あれも聴きたいこれも聴きたい-Cars2
 ポップ・アートの画家ピーター・フィリップスの絵がジャケットを飾り、巨匠アンディ・ウォーホールがMVを手掛けるというとってもアートな展開が嬉しいカーズの5作目です。この作品はカーズの名前を殿堂に刻むことにつながった特大ヒット・アルバムです。

 本作からは「マジック」、「ドライブ」、「ユー・マイト・シンク」、「ハロー・アゲイン」と4曲のトップ20ヒットが生まれました。中でも「ユー・マイト・シンク」はMTVで嫌というほど流され、マイケル・ジャクソンの「スリラー」を抑えて、MTVの「ビデオ・オブ・ザ・イヤー」を獲得しています。

 「ユー・マイト・シンク」のビデオはストーカー心理を見事に描いた傑作でした。また、「ドライブ」のビデオに登場する女性はリック・オケイセックと結婚しました。いろいろな縁があるものです。なお、ウォーホールが監督したのは「ハロー・アゲイン」です。

 この作品ではプロデューサーに、当時飛ぶ鳥を落とす勢いだったマット・ランジを迎え、バンドとの共同プロデュースとなりました。結果として、典型的なきらびやかな1980年代ポップ・サウンドが出来上がりました。1980年代ベストのコンピには必ずどれかが入ってきます。

 相変わらずアルバム作りは大そう丁寧です。一音一音に神経が行き届いたサウンドにはフェアライトの活躍も見逃せません。シングル・ヒットに依存しないまとまったアルバムとなっており、どの曲もキャッチーなメロディーと、練られた構成で、捨て曲なしの傑作です。
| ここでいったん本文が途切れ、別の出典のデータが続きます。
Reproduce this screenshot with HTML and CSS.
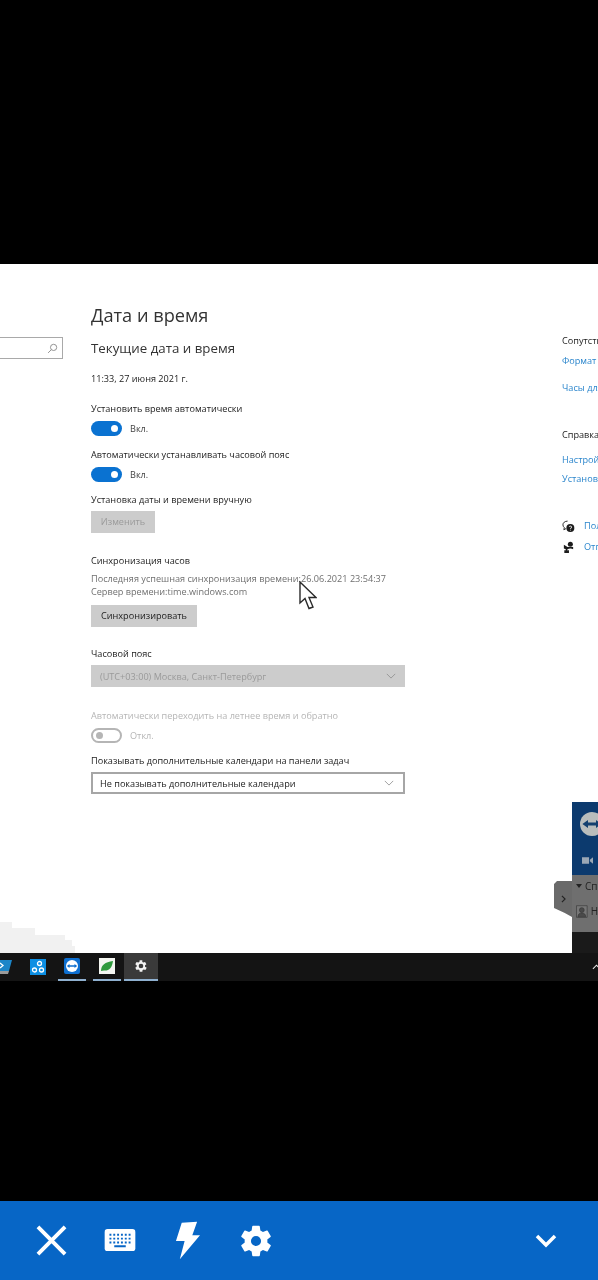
FILE: index.html
```html
<!DOCTYPE html>
<html lang="ru">
<head>
    <meta charset="UTF-8">
    <meta name="viewport" content="width=device-width, initial-scale=1.0">
    <title>Удалённый рабочий стол</title>
    <link rel="stylesheet" href="styles.css">
</head>
<body>
    <div class="remote">
        <div class="window">
            <div class="sidebar">
                <div class="search">
                    <svg class="search-icon" viewBox="0 0 12 12"><circle cx="7.2" cy="4.8" r="3.4"/><path d="M4.8 7.2 1.2 10.8"/></svg>
                </div>
                <svg class="smudge" viewBox="0 0 75 31"><path d="M0 0h12v6h23v7h30v5h7v6h3v7H0z"/></svg>
            </div>

            <div class="settings">
                <h1>Дата и время</h1>
                <h2>Текущие дата и время</h2>
                <p class="now">11:33, 27 июня 2021 г.</p>

                <p class="label first">Установить время автоматически</p>
                <div class="toggle-row">
                    <span class="toggle on"></span>
                    <span class="toggle-text">Вкл.</span>
                </div>

                <p class="label second">Автоматически устанавливать часовой пояс</p>
                <div class="toggle-row">
                    <span class="toggle on"></span>
                    <span class="toggle-text">Вкл.</span>
                </div>

                <p class="label third">Установка даты и времени вручную</p>
                <div class="btn disabled">Изменить</div>

                <p class="label sync">Синхронизация часов</p>
                <p class="info sync-last">Последняя успешная синхронизация времени:26.06.2021 23:54:37</p>
                <p class="info">Сервер времени:time.windows.com</p>
                <div class="btn sync-btn">Синхронизировать</div>

                <p class="label zone">Часовой пояс</p>
                <div class="select disabled">
                    <span>(UTC+03:00) Москва, Санкт-Петербург</span>
                    <svg class="chevron" viewBox="0 0 12 7"><path d="M1 1l5 5 5-5"/></svg>
                </div>

                <p class="label muted dst">Автоматически переходить на летнее время и обратно</p>
                <div class="toggle-row off-row">
                    <span class="toggle off"></span>
                    <span class="toggle-text">Откл.</span>
                </div>

                <p class="label calendars">Показывать дополнительные календари на панели задач</p>
                <div class="select">
                    <span>Не показывать дополнительные календари</span>
                    <svg class="chevron" viewBox="0 0 12 7"><path d="M1 1l5 5 5-5"/></svg>
                </div>
            </div>

            <div class="related">
                <p class="rel-title">Сопутствующие параметры</p>
                <a class="rel-link">Формат даты, времени и региона</a>
                <a class="rel-link gap">Часы для различных часовых поясов</a>
                <p class="rel-title help">Справка из Интернета</p>
                <a class="rel-link">Настройка синхронизации часов</a>
                <a class="rel-link tight">Установка часового пояса</a>
                <div class="rel-action first-action">
                    <svg viewBox="0 0 14 14"><path class="bubble" d="M6 1.2C3 1.2 1 3 1 5.2c0 1.200.6 2.200 1.500 3L2 10.500l2.400-1.300"/><circle cx="9" cy="8.500" r="4.300"/><path class="mark" d="M7.700 7.400c.3-1.200 2.700-1.100 2.700.2 0 1-1.300 1-1.300 2M9.100 10.500v.8"/></svg>
                    <a>Получить помощь</a>
                </div>
                <div class="rel-action">
                    <svg viewBox="0 0 14 14"><circle cx="9" cy="3.500" r="2.700"/><path d="M4.500 12.500c0-3 2-4.500 4.500-4.500s3 1 3 1V6.500H6L2 4v4l2 1zM2.500 13h5V10h-5z"/></svg>
                    <a>Отправить отзыв</a>
                </div>
            </div>

            <!-- окно TeamViewer поверх настроек -->
            <div class="tv-panel">
                <div class="tv-head">
                    <span class="tv-logo"><svg viewBox="0 0 30 30"><path d="M3 15l7-5v3h10v-3l7 5-7 5v-3H10v3z"/></svg></span>
                    <svg class="tv-camera" viewBox="0 0 14 10"><path d="M0 1h9v8H0zM10 4l4-3v8l-4-3z"/></svg>
                </div>
                <div class="tv-list">
                    <p class="tv-row"><i class="tv-arrow"></i>Сп</p>
                    <p class="tv-row contact"><svg class="tv-user" viewBox="0 0 12 13"><path d="M.5.5h11v12H.5z"/><circle cx="6" cy="5" r="2.500"/><path d="M2 12c0-3 2-4 4-4s4 1 4 4z"/></svg>Н</p>
                </div>
                <div class="tv-foot"></div>
            </div>
            <div class="tv-tab">
                <svg viewBox="0 0 6 10"><path d="M1 1l4 4-4 4"/></svg>
            </div>

            <!-- указатель мыши -->
            <svg class="pointer" viewBox="0 0 18 30"><path d="M1 1v21l5-4.500 4 10 4-1.500-4-9.500h7z"/></svg>
        </div>

        <div class="taskbar">
            <span class="task-icon cut"><svg viewBox="0 0 16 16"><path fill="#1c86c8" d="M0 1h16l-3 11H0z"/><path fill="#9a9a9a" d="M0 12h13l-1 3H0z"/><path fill="none" stroke="#fff" stroke-width="1.300" d="M4 4l3 2.500-3 2.500"/></svg></span>
            <span class="task-icon"><svg viewBox="0 0 16 16"><rect width="16" height="16" fill="#0d8fe3"/><g fill="none" stroke="#fff" stroke-width="1.300"><circle cx="9.500" cy="4.500" r="2"/><circle cx="4.500" cy="11" r="2"/><circle cx="11.500" cy="11" r="2"/></g></svg></span>
            <span class="task-icon open"><svg viewBox="0 0 16 16"><rect width="16" height="16" rx="2" fill="#0e6fd0"/><circle cx="8" cy="8" r="6" fill="#fff"/><path fill="#0e6fd0" d="M2.800 8l2.700-2v1.200h5V6l2.700 2-2.700 2V8.800h-5V10z"/></svg></span>
            <span class="task-icon open"><svg viewBox="0 0 16 16"><rect width="16" height="16" fill="#f4f6f1"/><path fill="#2f9a3d" d="M2 13c0-6 4-9 12-10-1 7-4 10-9 9.500z"/></svg></span>
            <span class="task-icon open active"><svg viewBox="0 0 24 24"><path fill="#f2f2f2" d="M19.400 13c0-.3.1-.6.1-1s0-.7-.1-1l2.100-1.600-2-3.500-2.500 1a7 7 0 0 0-1.700-1L15.400 3.300h-4l-.4 2.600a7 7 0 0 0-1.700 1l-2.500-1-2 3.500L6.900 11a7 7 0 0 0 0 2l-2.100 1.600 2 3.500 2.500-1a7 7 0 0 0 1.700 1l.4 2.600h4l.4-2.600a7 7 0 0 0 1.700-1l2.500 1 2-3.500zM13.400 15.500a3.500 3.500 0 1 1 0-7 3.500 3.500 0 0 1 0 7z" transform="translate(-1.400)"/></svg></span>
            <svg class="tray-arrow" viewBox="0 0 10 6"><path d="M1 5l4-4 4 4"/></svg>
        </div>
    </div>

    <div class="toolbar">
        <button class="tool close-tool"><svg viewBox="0 0 32 32"><path d="M2 2l28 28M30 2 2 30"/></svg></button>
        <button class="tool keyboard-tool"><svg viewBox="0 0 32 24"><rect width="32" height="23" rx="3" fill="#fff"/><path fill="#0766c6" d="M5 5h2v2H5zm4 0h2v2H9zm4 0h2v2h-2zm4 0h2v2h-2zm4 0h2v2h-2zm4 0h2v2h-2zM5 9h2v2H5zm4 0h2v2H9zm4 0h2v2h-2zm4 0h2v2h-2zm4 0h2v2h-2zm4 0h2v2h-2zM5 13h2v2H5zm4 0h2v2H9zm4 0h2v2h-2zm4 0h2v2h-2zm4 0h2v2h-2zm4 0h2v2h-2zM10 17h12v2H10z"/></svg></button>
        <button class="tool bolt-tool"><svg viewBox="0 0 26 39"><path fill="#fff" d="M7 1l16-1-5 14h8L5 39l5-19H1z"/></svg></button>
        <button class="tool gear-tool"><svg viewBox="0 0 24 24"><path fill="#fff" d="M19.140 12.940c.04-.3.060-.61.060-.94s-.02-.64-.07-.94l2.030-1.580a.5.500 0 0 0 .12-.61l-1.920-3.320a.5.500 0 0 0-.59-.22l-2.390.96a7 7 0 0 0-1.620-.94l-.36-2.540a.48.480 0 0 0-.48-.41h-3.840a.48.480 0 0 0-.47.41l-.36 2.540c-.59.24-1.130.57-1.620.94l-2.390-.96a.49.490 0 0 0-.59.22L2.740 8.870a.48.480 0 0 0 .12.61l2.030 1.580a7.500 7.500 0 0 0 0 1.880l-2.030 1.580a.5.500 0 0 0-.12.61l1.920 3.320c.12.22.37.29.59.22l2.390-.96c.5.380 1.030.7 1.620.94l.36 2.540c.05.240.24.410.48.410h3.840c.24 0 .44-.17.47-.41l.36-2.540a7 7 0 0 0 1.620-.94l2.390.96c.22.080.47 0 .59-.22l1.920-3.320a.48.480 0 0 0-.12-.61zM12 15.200a3.200 3.200 0 1 1 0-6.400 3.200 3.200 0 0 1 0 6.400z"/></svg></button>
        <button class="tool collapse-tool"><svg viewBox="0 0 22 14"><path d="M2 2l9 9 9-9"/></svg></button>
    </div>
</body>
</html>
```

FILE: styles.css
```css
* {
    margin: 0;
    padding: 0;
    box-sizing: border-box;
}

body {
    width: 598px;
    height: 1280px;
    background: #000;
    font-family: 'Open Sans', 'Noto Sans', sans-serif;
    overflow: hidden;
    display: flex;
    flex-direction: column;
}

/* Remote desktop picture */
.remote {
    margin-top: 264px;
    height: 717px;
    filter: blur(0.45px);
}

.window {
    position: relative;
    height: 689px;
    background: #fff;
    display: flex;
    overflow: hidden;
}

.sidebar {
    width: 91px;
    flex-shrink: 0;
    padding-top: 73px;
}

.search {
    width: 63px;
    height: 22px;
    border: 1px solid #a9a9a9;
    border-left: none;
    display: flex;
    justify-content: flex-end;
    align-items: center;
    padding-right: 4px;
}

.search-icon {
    width: 11px;
    height: 11px;
    fill: none;
    stroke: #8a8a8a;
    stroke-width: 1;
}

.smudge {
    position: absolute;
    left: 0;
    bottom: 0;
    width: 75px;
    height: 31px;
    fill: #f1f1f1;
}

.settings {
    width: 314px;
    flex-shrink: 0;
    color: #222;
}

h1 {
    font-size: 18.2px;
    font-weight: 400;
    line-height: 24px;
    margin-top: 39px;
    color: #333;
}

h2 {
    font-size: 13.3px;
    font-weight: 400;
    line-height: 18px;
    margin-top: 12px;
    color: #333;
}

.now {
    font-size: 9.15px;
    line-height: 14px;
    margin-top: 15px;
}

.label {
    font-size: 9.15px;
    line-height: 14px;
}

.label.first { margin-top: 16px; }
.label.second { margin-top: 12px; }
.label.third { margin-top: 11px; }
.label.sync { margin-top: 21px; }
.label.zone { margin-top: 20px; }
.label.dst { margin-top: 22px; }
.label.calendars { margin-top: 11px; }

.label.muted {
    color: #b5b5b5;
}

.toggle-row {
    display: flex;
    align-items: center;
    gap: 8px;
    height: 16px;
    margin-top: 4px;
}

.toggle {
    position: relative;
    width: 31px;
    height: 15px;
    border-radius: 8px;
    display: block;
}

.toggle::after {
    content: '';
    position: absolute;
    top: 4px;
    width: 7px;
    height: 7px;
    border-radius: 50%;
}

.toggle.on {
    background: #0a72d1;
}

.toggle.on::after {
    right: 4px;
    background: #fff;
}

.toggle.off {
    border: 2px solid #b5b5b5;
}

.toggle.off::after {
    top: 2px;
    left: 3px;
    background: #b5b5b5;
}

.toggle-text {
    font-size: 9.15px;
    color: #444;
}

.off-row .toggle-text {
    color: #b5b5b5;
}

.btn {
    width: 64px;
    height: 22px;
    margin-top: 4px;
    background: #cccccc;
    font-size: 9.15px;
    line-height: 22px;
    text-align: center;
    color: #222;
}

.btn.disabled {
    color: #9a9a9a;
}

.btn.sync-btn {
    width: 106px;
    margin-top: 7px;
}

.info {
    font-size: 9.15px;
    line-height: 13px;
    color: #6f6f6f;
}

.info.sync-last {
    margin-top: 4px;
}

.select {
    width: 314px;
    height: 22px;
    margin-top: 4px;
    padding: 0 9px 0 7px;
    display: flex;
    align-items: center;
    justify-content: space-between;
    font-size: 9.15px;
    color: #222;
    border: 2px solid #a6a6a6;
}

.select.disabled {
    padding: 0 9px;
    background: #cccccc;
    border: none;
    color: #9a9a9a;
}

.chevron {
    width: 10px;
    height: 6px;
    fill: none;
    stroke: #8f8f8f;
    stroke-width: 1;
}

/* Right column, cut off by the screen edge */
.related {
    margin-left: 157px;
    width: 36px;
    flex-shrink: 0;
    font-size: 9.15px;
    white-space: nowrap;
    color: #222;
    padding-top: 70px;
}

.related p,
.related a {
    display: block;
    line-height: 14px;
}

.rel-link {
    color: #2a85cc;
    margin-top: 6px;
}

.rel-link.gap { margin-top: 13px; }
.rel-link.tight { margin-top: 5px; }

.rel-title.help { margin-top: 33px; }
.rel-title.help + .rel-link { margin-top: 11px; }

.rel-action {
    display: flex;
    align-items: center;
    gap: 9px;
    height: 14px;
    margin-top: 7px;
    color: #2a85cc;
}

.rel-action.first-action { margin-top: 33px; }

.rel-action svg {
    width: 13px;
    height: 13px;
    flex-shrink: 0;
    fill: #1c1c1c;
}

.rel-action .bubble {
    fill: none;
    stroke: #1c1c1c;
    stroke-width: 1;
}

.rel-action .mark {
    fill: none;
    stroke: #fff;
    stroke-width: 1;
}

/* TeamViewer panel */
.tv-panel {
    position: absolute;
    left: 572px;
    top: 538px;
    width: 26px;
    height: 151px;
    display: flex;
    flex-direction: column;
    overflow: hidden;
}

.tv-head {
    height: 73px;
    background: #0c3a6e;
    padding: 10px 0 0 8px;
}

.tv-logo {
    display: block;
    width: 24px;
    height: 24px;
    border-radius: 50%;
    background: #b9bdbc;
}

.tv-logo svg {
    display: block;
    fill: #14406f;
}

.tv-camera {
    display: block;
    width: 11px;
    height: 9px;
    margin: 20px 0 0 2px;
    fill: #9aa7b5;
}

.tv-list {
    height: 57px;
    background: #6f6f6f;
    color: #222;
    font-size: 10px;
    padding: 3px 0 0 4px;
}

.tv-row {
    line-height: 16px;
    white-space: nowrap;
    display: flex;
    align-items: center;
    gap: 3px;
}

.tv-row.contact {
    margin-top: 9px;
}

.tv-arrow {
    width: 0;
    height: 0;
    border-left: 3px solid transparent;
    border-right: 3px solid transparent;
    border-top: 4px solid #222;
}

.tv-user {
    width: 12px;
    height: 13px;
    fill: #4a4a4a;
    stroke: #333;
    stroke-width: 0.6;
}

.tv-user path:first-child {
    fill: #777;
}

.tv-foot {
    flex: 1;
    background: #1a1a1a;
}

.tv-tab {
    position: absolute;
    left: 554px;
    top: 617px;
    width: 18px;
    height: 36px;
    background: #6a6a6a;
    clip-path: polygon(3px 0, 100% 0, 100% 100%, 60% 32px, 0 27px, 0 3px);
    display: flex;
    align-items: center;
    justify-content: center;
}

.tv-tab svg {
    width: 5px;
    height: 8px;
    fill: none;
    stroke: #222;
    stroke-width: 1.4;
}

.pointer {
    position: absolute;
    left: 299px;
    top: 317px;
    width: 18px;
    height: 30px;
    fill: #fff;
    stroke: #2a2a2a;
    stroke-width: 1.4;
}

/* Windows taskbar */
.taskbar {
    position: relative;
    height: 28px;
    background: #141414;
}

.task-icon {
    position: absolute;
    top: 0;
    width: 34px;
    height: 28px;
    display: flex;
    align-items: center;
    justify-content: center;
}

.task-icon svg {
    width: 16px;
    height: 16px;
}

.task-icon:nth-child(1) { left: -13px; }
.task-icon:nth-child(2) { left: 21px; }
.task-icon:nth-child(3) { left: 58px; width: 28px; }
.task-icon:nth-child(4) { left: 93px; width: 28px; }
.task-icon:nth-child(5) { left: 124px; }

.task-icon.open {
    border-bottom: 2px solid #8fb0cf;
}

.task-icon.active {
    background: #3a3a3a;
}

.tray-arrow {
    position: absolute;
    right: -3px;
    top: 11px;
    width: 9px;
    height: 6px;
    fill: none;
    stroke: #e8e8e8;
    stroke-width: 1.2;
}

/* Blue toolbar of the phone app */
.toolbar {
    margin-top: 220px;
    height: 79px;
    background: #0766c6;
    display: flex;
    align-items: center;
}

.tool {
    border: none;
    background: none;
    display: flex;
    align-items: center;
    justify-content: center;
}

.tool svg {
    display: block;
}

.close-tool {
    margin-left: 36px;
}

.close-tool svg {
    width: 31px;
    height: 31px;
    fill: none;
    stroke: #fff;
    stroke-width: 4;
}

.keyboard-tool {
    margin-left: 37px;
}

.keyboard-tool svg {
    width: 32px;
    height: 23px;
}

.bolt-tool {
    margin-left: 39px;
}

.bolt-tool svg {
    width: 25px;
    height: 39px;
}

.gear-tool {
    margin-left: 37px;
}

.gear-tool svg {
    width: 38px;
    height: 38px;
}

.collapse-tool {
    margin-left: 260px;
}

.collapse-tool svg {
    width: 22px;
    height: 14px;
    fill: none;
    stroke: #fff;
    stroke-width: 3.500;
}
```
 よく聴くと、初期の頃から曲調が大きく変わるわけではないのですが、よりゴージャスになり、ごつごつした感じが一掃されました。私は、初期の頃のやや不器用なサウンドの方が好きなので、ちょっとさびしいです。完成度が高いとよそよそしく感じてしまいがちです。

 このアルバムの一曲「ドライブ」は、結果的にカーズ最大のヒット曲になりました。感動的な1980年代なバラードで、歌っているのはベースのベンジャミン・オールです。この曲は彼の代表曲となり、彼が2000年に癌で亡くなった時には追悼で流されました。名曲です。

 この曲は1985年に行われたライブ・エイドのきっかけにもなりました。歌詞はもともと恋を描いたものです。♪今夜誰が君を家まで車で送ってくれるだろう♪でドライブが出てくるのですが、他のパートも♪誰が関心を示してくれるだろう 君の夢に♪という問いかけが中心です。

 この歌がエチオピアの餓えた子どもたちの映像に合わせて流されると、それはそれは大きな効果をあげました。涙しない人はいなかったでしょう。歌の力を見せつけた瞬間でした。ボブ・ゲルドフは心動かされ、ライブ・エイドの企画につながっていきます。

 ところで、それから20年後に行われたライブ8でも、この映像が流されました。なんとその時、映像に映っていた女の子が立派に成人した姿をステージに現したのでした。これが文句なくライブ8最大の感動の瞬間でした。

 こうしたイベントにはいろいろと批判もあるでしょうし、「ドライブ」の歌詞を不適当だととる人もいるのでしょうが、私は素直に感動しました。歌の力は凄い。歌詞もはまったとは言え、やはり緻密なサウンドと美しいボーカルの力です。世の中を変える力を歌はもっています。